Polish PM accuses Hollande of blackmail, mocks his 4% poll rating

'Am I supposed to take seriously the blackmail of a president who has a 4% approval rating and who soon won’t be president?'

Polish PM Beata Szydlo has taken aim at her French counterpart Francois Hollande
Polish PM Beata Szydlo has taken aim at her French counterpart Francois Hollande

Polish Prime Minister Beata Szydlo has accused French President Francois Hollande of trying to blackmail her country, in a row over Thursday’s re-election of EU Council leader Donald Tusk.

Speaking at an EU summit in Brussels, Szydlo took aim at Hollande after the French president reportedly said that richer Western nations were helping to pay for Poland’s development through EU structural funds.

“Am I supposed to take seriously the blackmail of a president who has a 4% approval rating and who soon won’t be president?” she asked. “If someone says ‘you’re not behaving properly so you won’ t get the money’ – that’s unacceptable.

“Some leaders in Europe believe that everything and anything can be bought with money and I said that that is not our opinion last night.”

Poland is the biggest net recipient of EU funds – it is set to receive over €100 billion in EU funding from the current budget period from 2014 to 2020.

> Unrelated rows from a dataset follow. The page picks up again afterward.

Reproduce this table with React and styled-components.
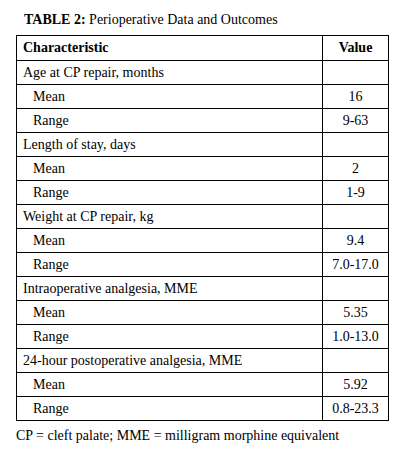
import React from "react";
import styled, { createGlobalStyle } from "styled-components";

const Global = createGlobalStyle`
  html, body { margin: 0; padding: 0; background: #fff; }
  body { font-family: "Liberation Serif", "Times New Roman", serif; color: #000; }
`;

const Page = styled.div`
  padding: 11px 0 0 16px;
  width: 405px;
  box-sizing: border-box;
`;

const Caption = styled.div`
  font-size: 14px;
  line-height: 18px;
  padding-left: 8px;
  margin-bottom: 6px;
  b { font-weight: bold; }
`;

const Table = styled.table`
  border-collapse: collapse;
  width: 373px;
  font-size: 14px;
  table-layout: fixed;
`;

const Cell = styled.td`
  border: 1px solid #000;
  height: ${(p) => (p.$head ? 24 : 23)}px;
  padding: 0 0 0 ${(p) => (p.$indent ? 16 : 6)}px;
  text-align: ${(p) => (p.$center ? "center" : "left")};
  font-weight: ${(p) => (p.$head ? "bold" : "normal")};
  vertical-align: middle;
  line-height: 16px;
  white-space: nowrap;
  ${(p) => p.$center && "padding: 0;"}
`;

const Note = styled.div`
  font-size: 14px;
  line-height: 18px;
  margin-top: 6px;
`;

const groups = [
  { label: "Age at CP repair, months", mean: "16", range: "9-63" },
  { label: "Length of stay, days", mean: "2", range: "1-9" },
  { label: "Weight at CP repair, kg", mean: "9.4", range: "7.0-17.0" },
  { label: "Intraoperative analgesia, MME", mean: "5.35", range: "1.0-13.0" },
  { label: "24-hour postoperative analgesia, MME", mean: "5.92", range: "0.8-23.3" },
];

export default function App() {
  return (
    <Page>
      <Global />
      <Caption>
        <b>TABLE 2:</b> Perioperative Data and Outcomes
      </Caption>
      <Table>
        <colgroup>
          <col />
          <col style={{ width: 66 }} />
        </colgroup>
        <thead>
          <tr>
            <Cell as="th" $head>Characteristic</Cell>
            <Cell as="th" $head $center>Value</Cell>
          </tr>
        </thead>
        <tbody>
          {groups.map((g) => (
            <React.Fragment key={g.label}>
              <tr>
                <Cell>{g.label}</Cell>
                <Cell $center></Cell>
              </tr>
              <tr>
                <Cell $indent>Mean</Cell>
                <Cell $center>{g.mean}</Cell>
              </tr>
              <tr>
                <Cell $indent>Range</Cell>
                <Cell $center>{g.range}</Cell>
              </tr>
            </React.Fragment>
          ))}
        </tbody>
      </Table>
      <Note>CP = cleft palate; MME = milligram morphine equivalent</Note>
    </Page>
  );
}
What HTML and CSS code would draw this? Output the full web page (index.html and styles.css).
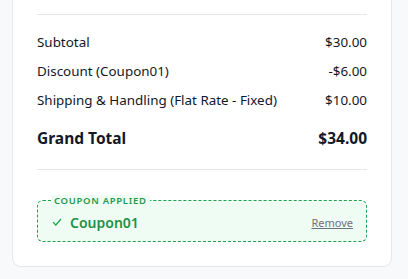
FILE: index.html
```html
<!DOCTYPE html>
<html>
<head>
<meta charset="utf-8">
<link rel="stylesheet" href="styles.css">
</head>
<body>
<div class="card">
  <hr class="divider">
  <div class="rows">
    <div class="row"><span>Subtotal</span><span>$30.00</span></div>
    <div class="row"><span>Discount (Coupon01)</span><span>-$6.00</span></div>
    <div class="row"><span>Shipping &amp; Handling (Flat Rate - Fixed)</span><span>$10.00</span></div>
  </div>
  <div class="row total"><span>Grand Total</span><span>$34.00</span></div>
  <hr class="divider">
  <fieldset class="coupon">
    <legend>COUPON APPLIED</legend>
    <div class="coupon-row">
      <span class="code"><svg class="check" width="10" height="8" viewBox="0 0 10 8"><path d="M1 4.2 L3.8 7 L9 1" fill="none" stroke="#16a34a" stroke-width="1.2"/></svg>Coupon01</span>
      <a class="remove" href="#">Remove</a>
    </div>
  </fieldset>
</div>
</body>
</html>
```
FILE: styles.css
```css
html, body { margin: 0; padding: 0; }
body {
  background: #f8f9fb;
  font-family: "Noto Sans", "Open Sans", sans-serif;
  color: #111827;
}
.card {
  margin-left: 12px;
  width: 380px;
  box-sizing: border-box;
  background: #fff;
  border: 1px solid #e5e7eb;
  border-top: 0;
  border-radius: 0 0 9px 9px;
  padding: 14px 24px 24px;
}
.divider {
  border: 0;
  border-top: 1px solid #e5e7eb;
  margin: 0;
}
.rows { padding-top: 12px; }
.row {
  display: flex;
  justify-content: space-between;
  font-size: 13.4px;
  height: 29px;
  align-items: center;
}
.total {
  font-size: 15.5px;
  font-weight: 700;
  height: 30px;
  margin-top: 9px;
  margin-bottom: 16px;
}
.coupon {
  margin: 25px 0 0;
  padding: 3px 13px 0 14px;
  border: 1px dashed #22a052;
  border-radius: 6px;
  background: #effcf3;
  height: 47px;
  box-sizing: border-box;
}
.coupon legend {
  font-size: 9.5px;
  font-weight: 600;
  letter-spacing: 0.7px;
  color: #1f9a4c;
  padding: 0 3px;
  margin-left: -1px;
  background: #effcf3;
  line-height: 11px;
}
.coupon-row {
  display: flex;
  justify-content: space-between;
  align-items: center;
  height: 26px;
}
.code {
  display: flex;
  align-items: center;
  gap: 8px;
  font-size: 14px;
  font-weight: 600;
  color: #1e9148;
}
.remove {
  font-size: 11px;
  color: #6b7280;
  text-decoration: underline;
}
```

Szydlo, whose rightwing Eurosceptic Law and Justice party has nursed a long and bitter rivalry with Tusk, nominated a rival candidate for EU Council president but did not receive any support from the other EU member states. Poland responded to Tusk’s re-election by blocking the summit’s final statement.

EU leaders urged Poland to put the row behind it.

“I see no sense, either for the Poles or the rest, in going to sulk in a corner,” Austrian Chancellor Christian Kern said.

Luxembourg’s Prime Minister Xavier Bettel warned that frustration with Poland among EU member states lingered, and that “behaviour like yesterday’s is not acceptable”.

“I don’t think yesterday will be the long-term state of the EU. I am convinced that Poland will become sensible again in the coming days and weeks.”

Tusk, a former Polish Prime Minister from a rival party, is a long-time critic of the current government’s policies, and has in turn been accused of meddling in Poland’s domestic affairs.